MOLECULAR SWITCHING DEVICES
Several years ago, we found that a ruthenium complex having an azo group (-N=N-) plays the role of molecular switch by changing on/off its luminescence upon adding and removing an electron. We are developing various molecular switches as extensions of this result.

ARTIFICIAL PHOTOSYNTHETIC DEVICES
Photosynthesis is a process converting light energy from the sun into chemical energy. The reason why plants can do this is because plants have molecular solar cells that produce electrical current on light absorption. We are studying constructing molecular organization that produce electrical current on light absorption, taking advantage of the self-assembling ability of molecules.

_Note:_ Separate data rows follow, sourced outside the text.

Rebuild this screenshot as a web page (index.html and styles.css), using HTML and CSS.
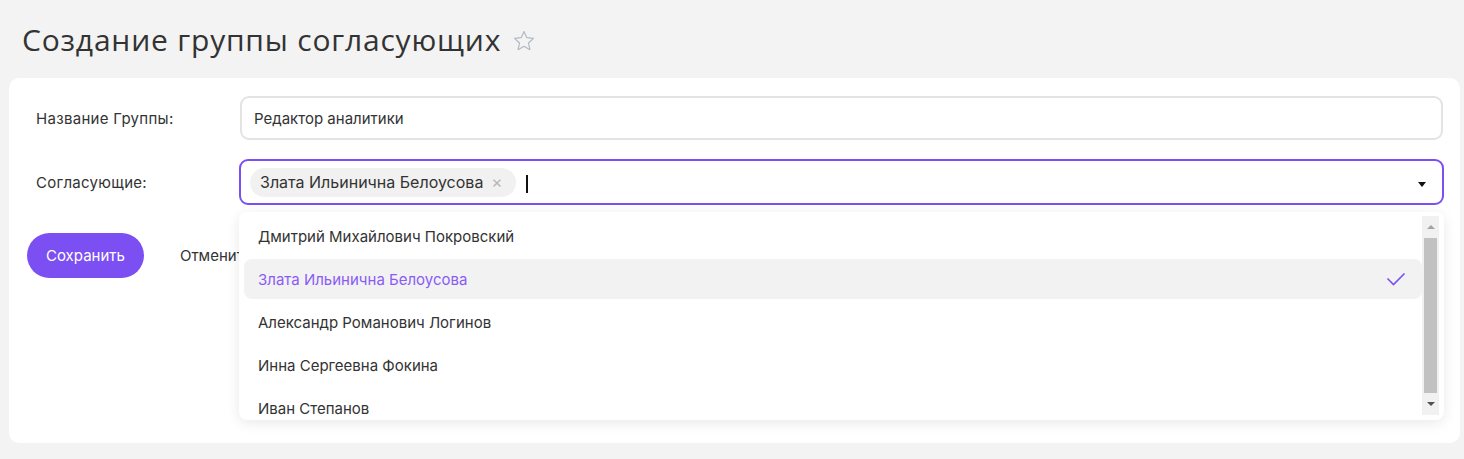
FILE: index.html
```html
<!DOCTYPE html>
<html lang="ru">
<head>
    <meta charset="UTF-8">
    <meta name="viewport" content="width=device-width, initial-scale=1.0">
    <title>Создание группы согласующих</title>
    <link rel="stylesheet" href="styles.css">
</head>
<body>
    <h1 class="page-title">
        Создание группы согласующих
        <svg class="star" width="24" height="24" viewBox="0 0 24 24">
            <path d="M12 2.5l2.8 6.2 6.7.7-5 4.6 1.4 6.7L12 17.3l-5.9 3.4 1.4-6.7-5-4.6 6.7-.7z" fill="none" stroke="#b3b9c2" stroke-width="1.2" stroke-linejoin="round"/>
        </svg>
    </h1>

    <div class="card">
        <form class="group-form">
            <label class="form-label" for="group-name">Название Группы:</label>
            <input class="text-input" type="text" id="group-name" value="Редактор аналитики">

            <label class="form-label">Согласующие:</label>
            <div class="select-wrap">
                <div class="select-box">
                    <span class="tag">Злата Ильинична Белоусова <span class="tag-remove">×</span></span>
                    <span class="cursor"></span>
                    <span class="select-arrow"></span>
                </div>

                <div class="dropdown">
                    <ul class="options">
                        <li class="option">Дмитрий Михайлович Покровский</li>
                        <li class="option selected">Злата Ильинична Белоусова
                            <svg width="20" height="14" viewBox="0 0 20 14"><path d="M1.5 6.5l6 6 11-11" fill="none" stroke="#7b4ff2" stroke-width="1.6"/></svg>
                        </li>
                        <li class="option">Александр Романович Логинов</li>
                        <li class="option">Инна Сергеевна Фокина</li>
                        <li class="option">Иван Степанов</li>
                    </ul>
                    <div class="scrollbar">
                        <span class="arrow-up"></span>
                        <span class="thumb"></span>
                        <span class="arrow-down"></span>
                    </div>
                </div>
            </div>

            <div class="actions">
                <button type="submit" class="save-btn">Сохранить</button>
                <button type="button" class="cancel-btn">Отменить</button>
            </div>
        </form>
    </div>
</body>
</html>
```

FILE: styles.css
```css
body {
    margin: 0;
    background-color: #f3f3f3;
    font-family: Inter, "Noto Sans", sans-serif;
    color: #333;
}
.page-title {
    display: flex;
    align-items: center;
    gap: 11px;
    margin: 0;
    padding: 15px 22px 0;
    height: 63px;
    box-sizing: border-box;
    font-family: "Open Sans", sans-serif;
    font-weight: 400;
    font-size: 30px;
    letter-spacing: 0.8px;
    color: #333;
}
.star {
    margin-top: 4px;
}
.card {
    background-color: #fff;
    border-radius: 10px;
    margin: 15px 4px 0 9px;
    padding: 18px 17px 0 27px;
    height: 365px;
    box-sizing: border-box;
}
.group-form {
    display: grid;
    grid-template-columns: 204px 1fr;
    row-gap: 19px;
    align-items: center;
}
.form-label {
    font-size: 15px;
    letter-spacing: 0.3px;
    color: #333;
}
.text-input {
    height: 44px;
    box-sizing: border-box;
    border: 2px solid #e3e3e3;
    border-radius: 9px;
    padding: 0 12px;
    font-family: inherit;
    font-size: 15px;
    color: #333;
    outline: none;
}
.select-wrap {
    position: relative;
    margin-left: -1px;
    margin-right: -1px;
}
.select-box {
    display: flex;
    align-items: center;
    height: 46px;
    box-sizing: border-box;
    border: 2px solid #7b4ff2;
    border-radius: 9px;
    padding: 0 16px 0 9px;
}
.tag {
    display: inline-flex;
    align-items: center;
    gap: 8px;
    height: 29px;
    padding: 0 13px 0 10px;
    background-color: #f1f1f1;
    border-radius: 15px;
    font-size: 16px;
    color: #333;
}
.tag-remove {
    color: #b5b5b5;
    font-size: 17px;
}
.cursor {
    width: 2px;
    height: 18px;
    background-color: #111;
    margin-left: 10px;
    margin-top: 4px;
}
.select-arrow {
    margin-left: auto;
    margin-top: 4px;
    border-left: 4px solid transparent;
    border-right: 4px solid transparent;
    border-top: 5px solid #111;
}
.dropdown {
    position: absolute;
    top: 53px;
    left: 0;
    right: 0;
    height: 208px;
    display: flex;
    padding: 4px 5px 4px 5px;
    box-sizing: border-box;
    background-color: #fff;
    border-radius: 8px;
    box-shadow: 0 3px 14px rgba(0, 0, 0, 0.09);
    overflow: hidden;
}
.options {
    flex: 1;
    list-style: none;
    margin: 0;
    padding: 0;
    display: flex;
    flex-direction: column;
    gap: 3px;
}
.option {
    display: flex;
    align-items: center;
    justify-content: space-between;
    flex-shrink: 0;
    height: 40px;
    padding: 0 16px 0 14px;
    border-radius: 8px;
    font-size: 15px;
    color: #333;
}
.option.selected {
    background-color: #f2f2f2;
    color: #8a5cf6;
}
.scrollbar {
    width: 17px;
    display: flex;
    flex-direction: column;
    align-items: center;
    background-color: #f1f1f1;
    margin-bottom: 1px;
}
.thumb {
    width: 13px;
    height: 155px;
    background-color: #c1c1c1;
}
.arrow-up, .arrow-down {
    flex: 1;
    display: flex;
    align-items: center;
}
.arrow-up::before {
    content: "";
    border-left: 4px solid transparent;
    border-right: 4px solid transparent;
    border-bottom: 4px solid #a3a3a3;
}
.arrow-down::before {
    content: "";
    border-left: 4px solid transparent;
    border-right: 4px solid transparent;
    border-top: 4px solid #505050;
}
.actions {
    grid-column: 1 / -1;
    display: flex;
    align-items: center;
    gap: 36px;
    margin: 9px 0 0 -9px;
}
.save-btn {
    height: 45px;
    padding: 0 19px;
    background-color: #7b4ff2;
    color: #fff;
    border: none;
    border-radius: 23px;
    font-family: inherit;
    font-size: 15px;
    cursor: pointer;
}
.cancel-btn {
    background: none;
    border: none;
    padding: 0;
    font-family: inherit;
    font-size: 15px;
    color: #333;
    cursor: pointer;
}
```
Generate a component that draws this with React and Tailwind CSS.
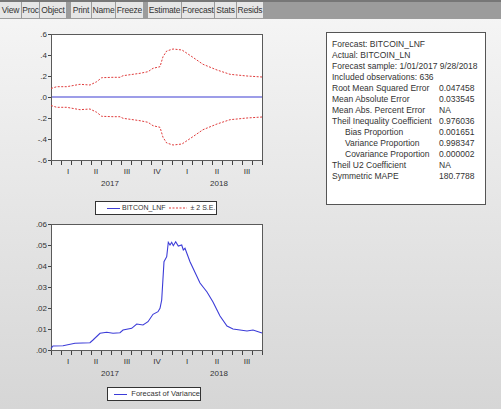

SINGLE MOLECULE ELECTRONICS DEVICES
The notion that much smaller molecules may replace semiconductors in electronic and optical devices attracts attention as a next generation nanotechnology. We are studying single-molecule electronic devices based on our expertise in metal complexes.

MOLECULE SENSING DEVICES
The reason living things can keep order, despite being composed of a tremendous mixture of molecules, is that molecules can distinguish one another as if they had eyes. We are synthesizing artificial molecules that can distinguish specific molecules or form beautiful higher-order structures.

SURFACE SUPRAMOLECULAR CHEMISTRY
For molecular devices come true, a method is needed to precisely place molecules at predetermined positions on a surface.We are investigating how molecules assemble themselves into precise patterns on surfaces to develop a methodology to fabricate molecular architectures on surfaces.